Maryam Alwan, a Columbia senior who has protested alongside Khalil, said the Trump administration was dehumanizing Palestinians.

“I am horrified for my dear friend Mahmoud, who is a legal resident, and I am horrified that this is only the beginning,” she said.

Pro-Palestinian, anti-Israel demonstrators rally on the Columbia University campus in New York City to mark a year since the Hamas terror group’s onslaught on southern Israel that sparked the ongoing war in Gaza, October 7, 2024 (Alex Kent/Getty Images/AFP)

When classes resumed in September, Khalil told The Associated Press that the protests would continue: “As long as Columbia continues to invest and to benefit from Israeli apartheid, the students will continue to resist.”

The State Department on Friday reportedly revoked the visa of a foreign student who participated in pro-Hamas demonstrations.

Columbia was racked by raucous anti-Israel protests last year, culminating in a protest encampment at the center of campus that inspired similar demonstrations nationwide and the student takeover of a campus library. The university administration called police in to forcibly clear the library, resulting in dozens of arrests.

Protests at Columbia have reignited following the expulsion of two students who disrupted an Israeli professor’s class at the start of the spring semester.
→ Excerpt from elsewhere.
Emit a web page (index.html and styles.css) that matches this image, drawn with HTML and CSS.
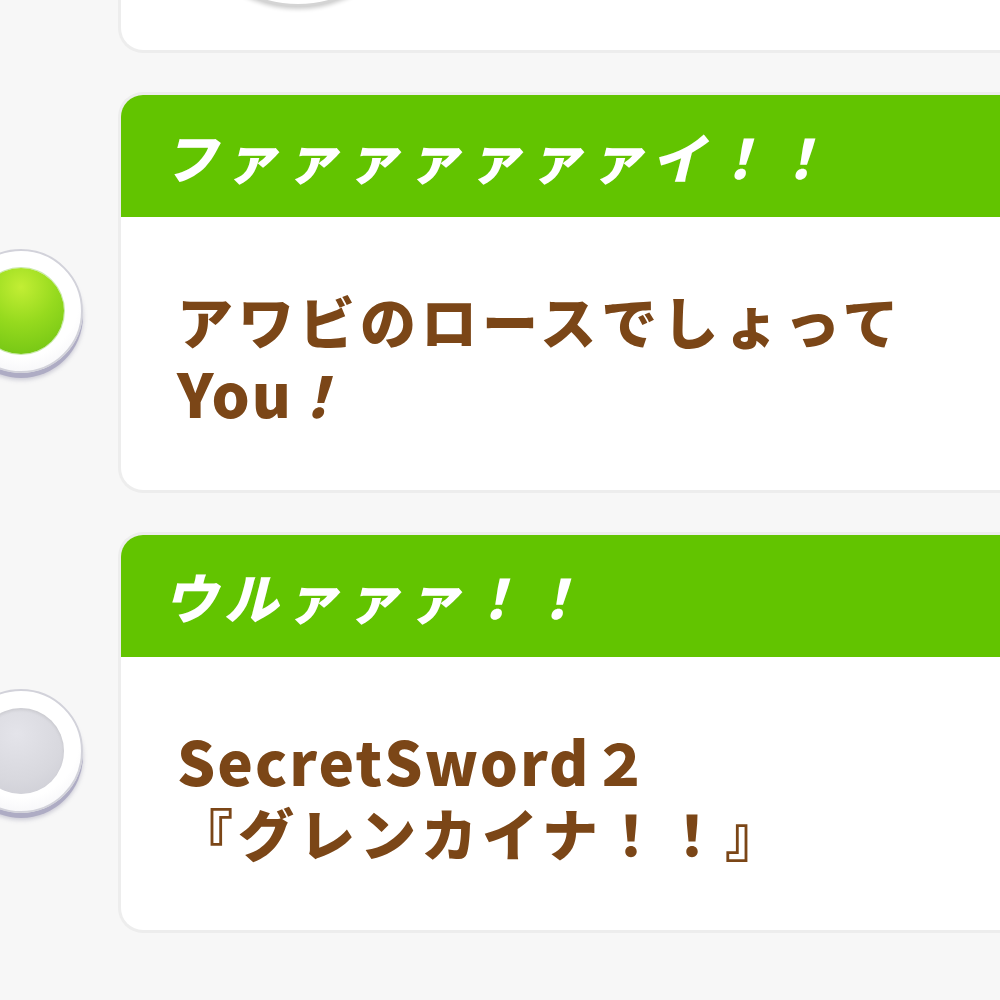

In response, anti-Israel protesters last week invaded a campus building at Barnard injuring a university employee and causing $30,000 in damage.

An Anti-Defamation League survey published last month found that 83 percent of Jewish college students experienced or witnessed antisemitism since the beginning of the Gaza war, and 66% said they were not confident in their school’s ability to prevent antisemitic incidents.